See hope: Local artists use their craft to inspire cancer patients at Lime Spring Outpatient Center
When Linda Billet quit her job as a mail carrier 15 years ago to pursue her dream of being a glass artisan, her mother was her biggest cheerleader.
“She loved everything I made, and she understood how I loved to use my art to make people happy,” said Billet, a Hummelstown resident whose glass mosaics will grace the walls of Penn State Health Lime Spring Outpatient Center ― Hematology/Oncology in East Hempfield Township, Lancaster County.
In just four months from diagnosis to passing, Billet lost her mother to pancreatic cancer, which means she knows the feel of the spaces where her art will hang – where hope and fear dance an unwieldy duet and the stomach drops when test results return bad news.
“My pieces are about hope and ongoing life,” said Billet as she points out the “grandmother” tree in the middle of one of her mosaics and the “nurse log” – a fallen tree near it. “Did you know that a ‘nurse log’ is a real thing? It’s called that because it supports new life by giving habitat to the seedlings.”
The effort to involve local artists in decorating the wall spaces at Lime Spring Outpatient Center is intentional. Center Stage Arts in Health offers a variety of art and music programs throughout Penn State Health, based on the belief that thoughtfully chosen artistic engagement is an integral part of health and well-being, said Keeley Engle, coordinator of Center Stage – Penn State Cancer Institute Arts in Health.
After a selection process that included theme, interviews and surveying of stakeholders, Center Stage commissioned Billet’s two glass mosaics for the infusion therapy room at Penn State Health Lime Spring Outpatient Center ― Hematology/Oncology. The artwork was made possible through a generous gift from longtime Penn State Health and College of Medicine supporters, Roger and Grace Moyer of Lititz, Pa.
Six large prints of Lancaster Country landmarks by regional artists Margaret Thorn, Julia Swartz, John Schmidt, Paris Wyatt Llanso, Paul Faust and John W. Walker also were installed in the hallways.

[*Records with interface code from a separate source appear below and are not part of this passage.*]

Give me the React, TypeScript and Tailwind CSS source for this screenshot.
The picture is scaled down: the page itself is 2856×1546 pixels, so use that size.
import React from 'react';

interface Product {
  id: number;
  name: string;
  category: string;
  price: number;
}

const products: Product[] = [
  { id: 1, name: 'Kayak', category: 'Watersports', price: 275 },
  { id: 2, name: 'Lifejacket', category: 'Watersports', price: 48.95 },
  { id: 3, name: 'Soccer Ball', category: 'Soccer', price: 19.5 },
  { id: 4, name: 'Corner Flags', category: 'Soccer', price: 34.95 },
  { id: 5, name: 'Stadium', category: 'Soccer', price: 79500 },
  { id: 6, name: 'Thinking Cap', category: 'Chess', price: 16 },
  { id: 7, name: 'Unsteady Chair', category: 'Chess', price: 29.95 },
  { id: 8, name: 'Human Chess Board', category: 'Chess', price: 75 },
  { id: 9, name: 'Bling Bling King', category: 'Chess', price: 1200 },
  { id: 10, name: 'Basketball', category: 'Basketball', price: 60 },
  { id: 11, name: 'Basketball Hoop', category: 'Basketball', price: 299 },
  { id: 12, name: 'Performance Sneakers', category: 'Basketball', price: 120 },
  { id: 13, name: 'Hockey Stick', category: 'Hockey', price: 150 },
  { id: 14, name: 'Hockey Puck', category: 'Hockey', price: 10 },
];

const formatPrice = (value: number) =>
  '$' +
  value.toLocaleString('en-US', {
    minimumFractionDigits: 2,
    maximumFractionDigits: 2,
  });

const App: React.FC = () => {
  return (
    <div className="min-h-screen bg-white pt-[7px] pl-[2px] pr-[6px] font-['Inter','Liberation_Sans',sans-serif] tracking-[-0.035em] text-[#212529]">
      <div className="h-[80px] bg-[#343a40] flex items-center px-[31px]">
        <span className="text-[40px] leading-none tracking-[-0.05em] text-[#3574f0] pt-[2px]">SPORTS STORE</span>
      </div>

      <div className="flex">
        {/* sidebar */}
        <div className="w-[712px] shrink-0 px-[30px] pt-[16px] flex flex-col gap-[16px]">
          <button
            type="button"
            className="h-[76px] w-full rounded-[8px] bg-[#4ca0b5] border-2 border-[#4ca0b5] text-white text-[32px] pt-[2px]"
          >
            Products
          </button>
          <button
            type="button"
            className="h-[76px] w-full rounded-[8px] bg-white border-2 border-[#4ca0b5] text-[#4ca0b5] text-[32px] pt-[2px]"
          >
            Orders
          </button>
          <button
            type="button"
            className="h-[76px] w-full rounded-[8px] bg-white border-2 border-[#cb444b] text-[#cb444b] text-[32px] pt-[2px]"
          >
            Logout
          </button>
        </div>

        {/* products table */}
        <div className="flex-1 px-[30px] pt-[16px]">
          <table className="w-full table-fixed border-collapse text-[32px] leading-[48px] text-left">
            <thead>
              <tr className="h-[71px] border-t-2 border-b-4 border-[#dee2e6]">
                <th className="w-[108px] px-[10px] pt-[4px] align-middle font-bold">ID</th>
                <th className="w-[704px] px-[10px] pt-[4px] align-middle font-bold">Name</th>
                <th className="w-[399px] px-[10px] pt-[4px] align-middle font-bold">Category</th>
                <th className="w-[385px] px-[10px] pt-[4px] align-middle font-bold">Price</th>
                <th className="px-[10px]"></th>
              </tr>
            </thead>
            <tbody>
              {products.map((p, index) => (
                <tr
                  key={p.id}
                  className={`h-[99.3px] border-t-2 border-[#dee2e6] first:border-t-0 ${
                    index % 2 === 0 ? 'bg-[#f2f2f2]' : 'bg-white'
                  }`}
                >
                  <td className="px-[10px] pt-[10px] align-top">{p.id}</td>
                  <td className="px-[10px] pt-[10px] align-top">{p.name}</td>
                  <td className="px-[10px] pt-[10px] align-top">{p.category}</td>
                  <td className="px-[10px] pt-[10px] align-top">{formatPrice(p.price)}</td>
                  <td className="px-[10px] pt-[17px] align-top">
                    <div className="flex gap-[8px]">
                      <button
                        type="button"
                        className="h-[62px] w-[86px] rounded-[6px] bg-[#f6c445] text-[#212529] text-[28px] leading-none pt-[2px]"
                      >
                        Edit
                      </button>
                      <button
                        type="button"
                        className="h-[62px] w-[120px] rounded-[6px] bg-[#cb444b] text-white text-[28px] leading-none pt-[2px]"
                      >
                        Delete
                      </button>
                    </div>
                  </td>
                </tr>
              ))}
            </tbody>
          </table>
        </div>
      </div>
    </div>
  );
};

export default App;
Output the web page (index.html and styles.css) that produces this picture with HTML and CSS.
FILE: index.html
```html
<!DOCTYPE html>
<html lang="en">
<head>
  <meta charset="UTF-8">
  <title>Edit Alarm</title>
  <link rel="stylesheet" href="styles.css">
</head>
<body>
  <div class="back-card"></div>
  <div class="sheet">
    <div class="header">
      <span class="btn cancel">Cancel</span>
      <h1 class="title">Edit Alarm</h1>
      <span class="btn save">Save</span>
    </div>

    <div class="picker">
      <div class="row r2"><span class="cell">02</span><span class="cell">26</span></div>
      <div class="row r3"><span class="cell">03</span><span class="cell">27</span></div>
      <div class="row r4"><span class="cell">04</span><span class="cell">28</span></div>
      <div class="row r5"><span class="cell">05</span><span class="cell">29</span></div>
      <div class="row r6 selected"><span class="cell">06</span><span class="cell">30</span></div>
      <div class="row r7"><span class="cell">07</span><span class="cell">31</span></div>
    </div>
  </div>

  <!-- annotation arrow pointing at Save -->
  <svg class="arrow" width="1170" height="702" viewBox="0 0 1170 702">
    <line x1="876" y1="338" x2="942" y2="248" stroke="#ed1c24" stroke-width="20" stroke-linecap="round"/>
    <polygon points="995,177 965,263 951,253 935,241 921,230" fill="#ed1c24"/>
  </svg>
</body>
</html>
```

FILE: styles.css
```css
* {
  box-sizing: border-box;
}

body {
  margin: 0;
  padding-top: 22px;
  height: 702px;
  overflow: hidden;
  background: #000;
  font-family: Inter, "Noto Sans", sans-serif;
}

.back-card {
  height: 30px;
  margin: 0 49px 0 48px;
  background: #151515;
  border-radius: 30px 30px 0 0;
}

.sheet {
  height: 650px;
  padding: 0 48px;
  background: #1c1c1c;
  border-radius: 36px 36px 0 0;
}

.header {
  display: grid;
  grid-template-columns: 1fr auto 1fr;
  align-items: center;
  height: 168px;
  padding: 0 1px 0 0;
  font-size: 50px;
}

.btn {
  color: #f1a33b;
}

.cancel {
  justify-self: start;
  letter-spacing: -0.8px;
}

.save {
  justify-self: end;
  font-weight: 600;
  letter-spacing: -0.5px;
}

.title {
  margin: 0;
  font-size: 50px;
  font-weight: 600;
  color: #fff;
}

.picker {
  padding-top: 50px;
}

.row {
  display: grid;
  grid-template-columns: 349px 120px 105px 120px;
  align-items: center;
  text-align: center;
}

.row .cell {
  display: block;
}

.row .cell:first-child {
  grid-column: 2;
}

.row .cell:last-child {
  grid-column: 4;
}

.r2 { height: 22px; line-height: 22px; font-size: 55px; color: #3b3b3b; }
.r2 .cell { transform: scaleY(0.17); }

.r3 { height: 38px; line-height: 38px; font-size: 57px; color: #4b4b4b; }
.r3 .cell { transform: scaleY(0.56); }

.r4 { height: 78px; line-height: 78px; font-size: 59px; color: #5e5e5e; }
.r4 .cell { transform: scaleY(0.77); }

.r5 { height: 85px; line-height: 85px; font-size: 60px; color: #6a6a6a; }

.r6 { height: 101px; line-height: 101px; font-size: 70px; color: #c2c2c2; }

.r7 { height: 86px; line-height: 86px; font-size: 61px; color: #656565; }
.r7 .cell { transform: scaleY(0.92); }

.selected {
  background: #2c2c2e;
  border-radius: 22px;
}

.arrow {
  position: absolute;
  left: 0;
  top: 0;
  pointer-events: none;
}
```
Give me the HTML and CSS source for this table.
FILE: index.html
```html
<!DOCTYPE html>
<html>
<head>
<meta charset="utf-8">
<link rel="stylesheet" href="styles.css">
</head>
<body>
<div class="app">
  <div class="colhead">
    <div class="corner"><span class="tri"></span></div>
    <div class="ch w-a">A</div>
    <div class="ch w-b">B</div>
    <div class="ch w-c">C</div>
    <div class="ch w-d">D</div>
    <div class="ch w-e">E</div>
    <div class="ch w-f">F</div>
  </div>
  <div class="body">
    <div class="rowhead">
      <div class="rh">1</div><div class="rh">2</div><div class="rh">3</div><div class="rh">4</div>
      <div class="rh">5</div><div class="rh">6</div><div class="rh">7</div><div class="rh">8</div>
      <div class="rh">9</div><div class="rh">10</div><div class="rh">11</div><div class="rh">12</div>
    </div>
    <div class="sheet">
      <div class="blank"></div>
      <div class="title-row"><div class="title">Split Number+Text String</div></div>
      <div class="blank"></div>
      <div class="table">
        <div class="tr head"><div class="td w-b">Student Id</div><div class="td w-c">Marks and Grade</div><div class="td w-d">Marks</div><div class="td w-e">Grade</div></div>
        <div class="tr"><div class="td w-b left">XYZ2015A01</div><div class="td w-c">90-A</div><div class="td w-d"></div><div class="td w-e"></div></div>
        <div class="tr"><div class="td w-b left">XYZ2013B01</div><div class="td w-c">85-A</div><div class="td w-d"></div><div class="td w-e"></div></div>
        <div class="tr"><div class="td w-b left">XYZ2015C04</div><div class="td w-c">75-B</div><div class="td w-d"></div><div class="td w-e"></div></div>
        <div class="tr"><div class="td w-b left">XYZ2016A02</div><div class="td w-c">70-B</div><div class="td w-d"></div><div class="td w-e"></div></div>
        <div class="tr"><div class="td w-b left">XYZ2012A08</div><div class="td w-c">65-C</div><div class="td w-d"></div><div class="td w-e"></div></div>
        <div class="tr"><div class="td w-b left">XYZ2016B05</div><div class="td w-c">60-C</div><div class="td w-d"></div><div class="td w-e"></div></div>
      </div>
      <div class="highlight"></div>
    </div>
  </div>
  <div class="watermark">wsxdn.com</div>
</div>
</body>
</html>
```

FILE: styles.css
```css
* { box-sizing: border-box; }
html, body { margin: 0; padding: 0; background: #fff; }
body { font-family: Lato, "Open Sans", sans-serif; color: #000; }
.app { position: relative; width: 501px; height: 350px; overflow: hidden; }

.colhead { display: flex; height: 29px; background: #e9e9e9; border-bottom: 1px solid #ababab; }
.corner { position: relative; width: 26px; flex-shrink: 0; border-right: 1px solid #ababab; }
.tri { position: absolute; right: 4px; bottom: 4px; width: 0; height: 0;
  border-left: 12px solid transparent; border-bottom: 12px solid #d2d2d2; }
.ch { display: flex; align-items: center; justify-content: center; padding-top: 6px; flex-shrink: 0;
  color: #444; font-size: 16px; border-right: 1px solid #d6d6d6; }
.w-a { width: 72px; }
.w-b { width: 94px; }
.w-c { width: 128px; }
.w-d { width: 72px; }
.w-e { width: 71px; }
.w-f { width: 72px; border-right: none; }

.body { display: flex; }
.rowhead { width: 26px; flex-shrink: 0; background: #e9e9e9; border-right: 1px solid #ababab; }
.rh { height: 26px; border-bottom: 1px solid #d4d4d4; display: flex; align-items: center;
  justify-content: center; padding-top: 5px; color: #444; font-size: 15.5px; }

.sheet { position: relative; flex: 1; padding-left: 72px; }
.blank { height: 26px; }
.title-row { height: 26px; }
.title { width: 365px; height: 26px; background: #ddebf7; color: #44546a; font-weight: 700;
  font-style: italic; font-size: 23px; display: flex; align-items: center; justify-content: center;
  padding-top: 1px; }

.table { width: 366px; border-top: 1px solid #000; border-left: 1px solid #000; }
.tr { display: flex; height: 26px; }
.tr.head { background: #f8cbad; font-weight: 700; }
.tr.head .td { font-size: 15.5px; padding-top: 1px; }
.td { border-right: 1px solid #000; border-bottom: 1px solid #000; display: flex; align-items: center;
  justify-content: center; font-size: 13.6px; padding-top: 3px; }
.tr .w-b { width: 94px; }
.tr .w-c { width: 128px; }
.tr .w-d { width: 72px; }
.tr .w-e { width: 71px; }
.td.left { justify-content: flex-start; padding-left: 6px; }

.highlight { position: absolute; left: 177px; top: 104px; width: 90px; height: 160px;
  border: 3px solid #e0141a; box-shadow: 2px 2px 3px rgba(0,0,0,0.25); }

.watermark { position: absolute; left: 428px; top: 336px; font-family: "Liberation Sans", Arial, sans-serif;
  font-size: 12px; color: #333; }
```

“We find it important to involve both staff and patients in this process, as it allows them to connect with and inform a unified selection of art for the space that they share,” Engle said. “A wish to convey messages of hope, care and peace through this art installation was the overarching goal.”
Center Stage also strives for a diverse representation of artists, imagery, styles and mediums to choose from so that the selected art feels inclusive of everyone who may view it, she said.
Before Billet started creating, she met with cancer patients to ask them what kind of art would make them feel better. They mentioned animals, water and nature.
The process she uses to create can be arduous – with cutting sheets of glass, fusing pieces and arranging in just the right order and pattern – but Billet loves every moment of it
“I try to put things in my work that entertain your eyes, so that you are looking at it for more than a second. I hope to give patients something to think about that’s happy and positive,” she said. “It makes me so excited to see the piece begin to develop, and it’s very therapeutic to work out my emotions as I create.”
Piles of colored, cut glass are her painter’s palette. Into every project, Billet puts something orange – in the Lime Spring mosaics, it’s the fungus on a log and a lone monarch butterfly – because that was her mother’s favorite color.
“I know my art can’t save anyone’s life,” she said. “But I do hope it nourishes their soul.”